“Trump Accounts,” an investment vehicle created under the multitrillion-dollar tax and spending bill signed in 2025 by President Donald Trump, officially launch on July 4.
Trump Accounts will essentially function like an individual retirement account (IRA) — for kids. Parents, grandparents and other eligible contributors will be able to collectively add as much as $5,000 per child each year, with contribution limits expected to be adjusted for inflation annually after 2027. The child must be a US citizen, and only one account is allowed per child.
Employers can contribute as much as $2,500 per employee per child each year (the amount counts toward the annual maximum), while nonprofits and state and local governments can make tax-deductible contributions that don’t count toward the yearly $5,000 limit.

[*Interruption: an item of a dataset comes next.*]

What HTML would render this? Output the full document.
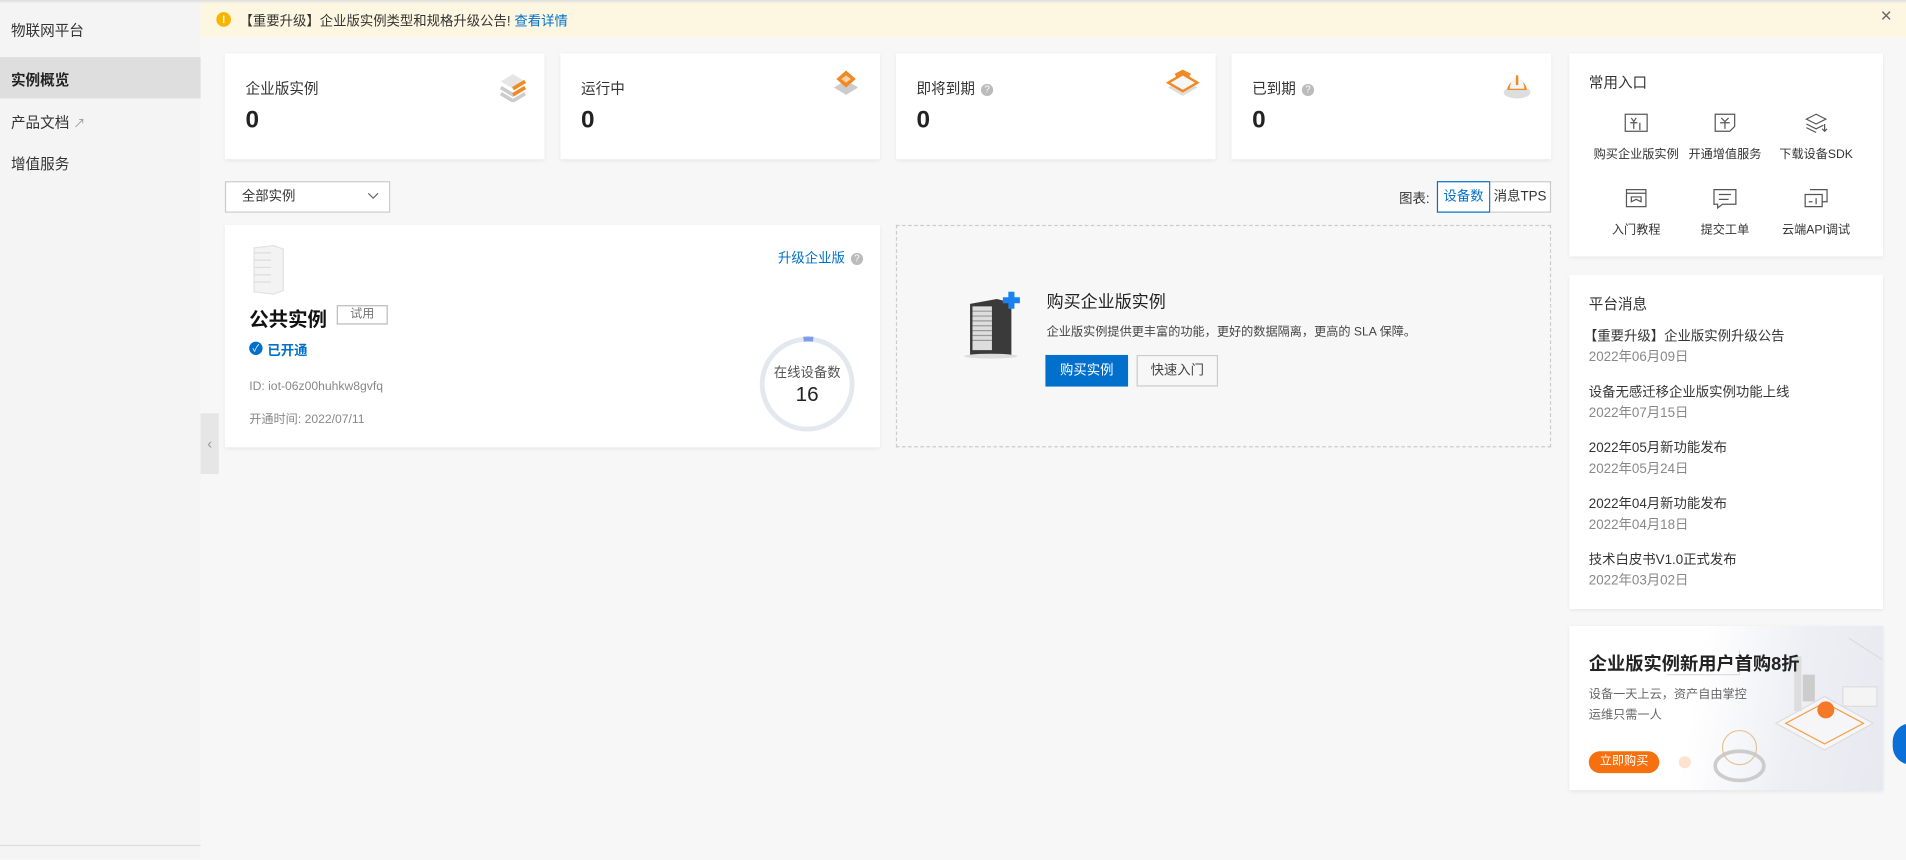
<!DOCTYPE html>
<html><head><meta charset="utf-8"><style>
*{margin:0;padding:0;box-sizing:border-box}
html,body{width:1906px;height:860px;overflow:hidden;background:#f7f7f7}
#w{position:absolute;left:0;top:0;width:1568px;height:707px;transform:scale(1.2156);transform-origin:0 0;font-family:"Liberation Sans","Noto Sans CJK SC",sans-serif;color:#333;font-size:12px}
.a{position:absolute}
.card{position:absolute;background:#fff;box-shadow:0 1px 3px rgba(0,0,0,.08)}
.sb{left:0;top:0;width:165px;height:707px;background:#f4f4f4}
.sb div{position:absolute;left:9px;font-size:12px;color:#333}
.st .t{position:absolute;left:17px;top:20px;font-size:12px;color:#333}
.st .n{position:absolute;left:17px;top:44px;font-size:20px;font-weight:bold;color:#222}
.q{display:inline-block;width:10px;height:10px;border-radius:50%;background:#bbb;color:#fff;font-size:8px;line-height:10px;text-align:center;vertical-align:1px;margin-left:5px}
.ent{position:absolute;width:80px;text-align:center;font-size:10px;color:#333}
.ent svg{display:block;margin:0 auto 8px}
.msg{position:absolute;left:16px;font-size:11px;color:#333;line-height:17px}
.msg span{color:#888;display:block}
</style></head><body><div id="w">
<div class="a sb">
<div style="top:16px">物联网平台</div>
<div style="left:0;top:47px;width:165px;height:34px;background:#dedede"></div>
<div style="top:57px;font-weight:bold;color:#222">实例概览</div>
<div style="top:92px">产品文档 <span style="color:#999;font-size:10px">↗</span></div>
<div style="top:126px">增值服务</div>
<div style="left:0;top:695px;width:165px;height:1px;background:#ddd"></div>
</div>
<div class="a" style="left:165px;top:340px;width:15px;height:50px;background:#e6e6e6;color:#999;font-size:12px;text-align:center;line-height:50px">‹</div>
<div class="a" style="left:165px;top:0;width:1403px;height:31px;background:#fdf7e1"></div>
<div class="a" style="left:0;top:0;width:1568px;height:3px;background:linear-gradient(#ddd,transparent)"></div>
<div class="a" style="left:178px;top:10px;width:12px;height:12px;border-radius:50%;background:#f7b500;color:#fff;font-size:9px;font-weight:bold;text-align:center;line-height:12px">!</div>
<div class="a" style="left:197px;top:9px;font-size:11px">【重要升级】企业版实例类型和规格升级公告! <span style="color:#0070cc">查看详情</span></div>
<div class="a" style="left:1547px;top:5px;font-size:16px;color:#666">×</div>

<div class="card st" style="left:185px;top:44px;width:263px;height:87px"><div class="t">企业版实例</div><div class="n">0</div>
<svg class="a" style="left:224px;top:14px" width="26" height="26"><path d="M3 9l10-6 10 6-10 6z" fill="#e6e6e6"/><path d="M3 14l10 6 10-6M3 19l10 6 10-6" stroke="#ccc" stroke-width="3" fill="none"/><path d="M13 15l10-6M13 20l10-6" stroke="#f08a24" stroke-width="3"/></svg></div>
<div class="card st" style="left:461px;top:44px;width:263px;height:87px"><div class="t">运行中</div><div class="n">0</div>
<svg class="a" style="left:222px;top:12px" width="26" height="28"><path d="M3 16l10-6 10 6-10 6z" fill="#ccc"/><path d="M13 2l8 7-8 7-8-7z" fill="#f08a24"/><path d="M13 6l4 3-4 3-4-3z" fill="#ffd0a0"/></svg></div>
<div class="card st" style="left:737px;top:44px;width:263px;height:87px"><div class="t">即将到期<span class="q">?</span></div><div class="n">0</div>
<svg class="a" style="left:222px;top:12px" width="28" height="28"><path d="M2 16l12-7 12 7-12 7z" fill="#ddd"/><path d="M2 12l12-7 12 7-12 7z" fill="#f6f6f6" stroke="#f08a24" stroke-width="2"/><path d="M8 6l6-3 6 3" stroke="#f08a24" stroke-width="3" fill="none"/></svg></div>
<div class="card st" style="left:1013px;top:44px;width:263px;height:87px"><div class="t">已到期<span class="q">?</span></div><div class="n">0</div>
<svg class="a" style="left:222px;top:12px" width="26" height="28"><ellipse cx="13" cy="20" rx="11" ry="5" fill="#ddd"/><path d="M5 18a8 8 0 0 1 16 0" fill="#f08a24"/><path d="M7 17a6 9 0 0 1 12 0z" fill="#f4f4f4"/><rect x="12" y="6" width="2" height="8" fill="#f08a24"/></svg></div>

<div class="a" style="left:185px;top:149px;width:136px;height:26px;background:#fff;border:1px solid #ccc;font-size:11px;line-height:24px;padding-left:13px">全部实例<svg style="position:absolute;right:8px;top:8px" width="10" height="7"><path d="M1 1l4 4 4-4" stroke="#666" fill="none"/></svg></div>
<div class="a" style="left:1151px;top:155px;font-size:11px">图表:</div>
<div class="a" style="left:1182px;top:149px;width:44px;height:26px;border:1px solid #0070cc;background:#fff;color:#0070cc;font-size:11px;line-height:24px;text-align:center">设备数</div>
<div class="a" style="left:1226px;top:149px;width:50px;height:26px;border:1px solid #ccc;border-left:none;background:#fff;font-size:11px;line-height:24px;text-align:center">消息TPS</div>

<div class="card" style="left:185px;top:185px;width:539px;height:183px">
<svg class="a" style="left:20px;top:15px" width="36" height="44"><path d="M4 4l16-2 8 3v34l-8 3-16-2z" fill="#f3f3f3" stroke="#e2e2e2"/><path d="M4 8h14M4 14h14M4 20h14M4 26h14M4 32h14" stroke="#ddd"/></svg>
<div class="a" style="left:20px;top:64px;font-size:16px;font-weight:bold;color:#111">公共实例</div>
<div class="a" style="left:92px;top:66px;width:42px;height:16px;border:1px solid #bbb;font-size:10px;color:#777;text-align:center;line-height:14px">试用</div>
<div class="a" style="left:20px;top:96px;width:11px;height:11px;border-radius:50%;background:#0070cc;color:#fff;font-size:8px;line-height:11px;text-align:center">✓</div>
<div class="a" style="left:35px;top:95px;font-size:11px;color:#0070cc;font-weight:bold">已开通</div>
<div class="a" style="left:20px;top:128px;font-size:10px;color:#888">ID: iot-06z00huhkw8gvfq</div>
<div class="a" style="left:20px;top:151px;font-size:10px;color:#888">开通时间: 2022/07/11</div>
<div class="a" style="left:455px;top:19px;font-size:11px;color:#0070cc">升级企业版<span class="q">?</span></div>
<svg class="a" style="left:438px;top:90px" width="82" height="82"><circle cx="41" cy="41" r="37" fill="none" stroke="#e3e8ef" stroke-width="4"/><path d="M38 4a37 37 0 0 1 8 0" stroke="#7c9ce8" stroke-width="4" fill="none"/></svg>
<div class="a" style="left:438px;top:113px;width:82px;text-align:center;font-size:11px;color:#555">在线设备数</div>
<div class="a" style="left:438px;top:130px;width:82px;text-align:center;font-size:17px;color:#222">16</div>
</div>

<div class="a" style="left:737px;top:185px;width:539px;height:183px;border:1px dashed #ccc"></div>
<svg class="a" style="left:792px;top:238px" width="60" height="58"><path d="M6 12l22-4 12 3v45H6z" fill="#3a3a3a"/><path d="M8 14h16v36H8z" fill="#ddd"/><path d="M8 18h16M8 22h16M8 26h16M8 30h16M8 34h16M8 38h16M8 42h16" stroke="#999"/><path d="M40 2v14M33 9h14" stroke="#1a82f0" stroke-width="5"/><ellipse cx="23" cy="55" rx="22" ry="2" fill="#ddd"/></svg>
<div class="a" style="left:861px;top:238px;font-size:14px;color:#222">购买企业版实例</div>
<div class="a" style="left:861px;top:264px;font-size:10px;color:#444">企业版实例提供更丰富的功能，更好的数据隔离，更高的 SLA 保障。</div>
<div class="a" style="left:860px;top:292px;width:68px;height:26px;background:#0070cc;color:#fff;font-size:11px;line-height:26px;text-align:center">购买实例</div>
<div class="a" style="left:935px;top:292px;width:67px;height:26px;background:#f7f7f7;border:1px solid #ccc;font-size:11px;line-height:24px;text-align:center;color:#444">快速入门</div>

<div class="card" style="left:1291px;top:44px;width:258px;height:167px">
<div class="a" style="left:16px;top:15px;font-size:12px">常用入口</div>
<div class="ent" style="left:15px;top:48px"><svg width="20" height="18"><rect x="1" y="2" width="18" height="14" fill="none" stroke="#555"/><path d="M6 5l2 3 2-3M5 9h6M8 8v6M13 9v6" stroke="#555" fill="none"/></svg>购买企业版实例</div>
<div class="ent" style="left:88px;top:48px"><svg width="20" height="18"><path d="M2 2h16v10l-4 4H2z" fill="none" stroke="#555"/><path d="M7 5l3 3 3-3M6 9h8M10 8v6" stroke="#555" fill="none"/></svg>开通增值服务</div>
<div class="ent" style="left:163px;top:48px"><svg width="20" height="18"><path d="M2 6l8-4 8 4-8 4z M2 10l8 4 6-3M2 13l8 4" stroke="#555" fill="none"/><path d="M17 10v6M15 14l2 2 2-2" stroke="#555" fill="none"/></svg>下载设备SDK</div>
<div class="ent" style="left:15px;top:110px"><svg width="20" height="18"><rect x="2" y="2" width="16" height="14" fill="none" stroke="#555"/><path d="M2 5h16M6 8h8v4l-4-2-4 2z" stroke="#555" fill="none"/></svg>入门教程</div>
<div class="ent" style="left:88px;top:110px"><svg width="20" height="18"><path d="M1 2h18v12H8l-4 3v-3H1z M5 6h10M5 10h8" stroke="#555" fill="none"/></svg>提交工单</div>
<div class="ent" style="left:163px;top:110px"><svg width="20" height="18"><path d="M5 2h14v10H15M1 6h14v10H1z M4 12h3M10 9v5" stroke="#555" fill="none"/></svg>云端API调试</div>
</div>

<div class="card" style="left:1291px;top:226px;width:258px;height:275px">
<div class="a" style="left:16px;top:15px;font-size:12px">平台消息</div>
<div class="msg" style="left:12px;top:43px">【重要升级】企业版实例升级公告<span style="padding-left:4px">2022年06月09日</span></div>
<div class="msg" style="top:89px">设备无感迁移企业版实例功能上线<span>2022年07月15日</span></div>
<div class="msg" style="top:135px">2022年05月新功能发布<span>2022年05月24日</span></div>
<div class="msg" style="top:181px">2022年04月新功能发布<span>2022年04月18日</span></div>
<div class="msg" style="top:227px">技术白皮书V1.0正式发布<span>2022年03月02日</span></div>
</div>

<div class="card" style="left:1291px;top:515px;width:258px;height:135px;overflow:hidden;background:linear-gradient(100deg,#fff 40%,#eeeff5 70%,#e8e9f0)">
<svg class="a" style="left:80px;top:0" width="178" height="135"><path d="M90 80l40-22 40 22-40 22z" fill="#f6f6f8" stroke="#ddd"/><path d="M98 80l32-17 32 17-32 17z" fill="none" stroke="#f5a04a"/><rect x="105" y="25" width="6" height="45" fill="#ddd"/><rect x="112" y="40" width="10" height="22" fill="#ccc"/><circle cx="131" cy="69" r="7" fill="#f6792a"/><rect x="145" y="50" width="28" height="16" fill="#f4f4f4" stroke="#ddd"/><ellipse cx="60" cy="115" rx="20" ry="12" fill="none" stroke="#ccc" stroke-width="3"/><circle cx="60" cy="100" r="14" fill="none" stroke="#e2c49a"/><circle cx="15" cy="112" r="5" fill="#fde3cf"/><path d="M0 40h60v-20M150 10l28 18" stroke="#ddd" fill="none"/></svg>
<div class="a" style="left:16px;top:20px;font-size:15px;font-weight:bold;color:#222">企业版实例新用户首购8折</div>
<div class="a" style="left:16px;top:48px;font-size:10px;color:#666;line-height:17px">设备一天上云，资产自由掌控<br>运维只需一人</div>
<div class="a" style="left:16px;top:103px;width:58px;height:18px;border-radius:9px;background:#f6700f;color:#fff;font-size:10px;text-align:center;line-height:18px">立即购买</div>
</div>
<div class="a" style="left:1557px;top:595px;width:30px;height:34px;border-radius:17px;background:#0a6fd6"></div>
</div></body></html>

No money can be withdrawn from the accounts until Jan. 1 in the year the child turns 18. At that point, Trump Accounts automatically convert to an IRA,
The US Treasury Department will require that funds be invested in mutual or exchange-traded index funds (ETFs) that primarily hold US stocks. Parents act as a custodian, and funds can’t use leverage or charge fees exceeding .1% of the balance invested.
The Trump Accounts program will cost about $15 billion over the next decade, according to the Congressional Budget Office, a tiny fraction of the overall tax and spending package approved in 2025.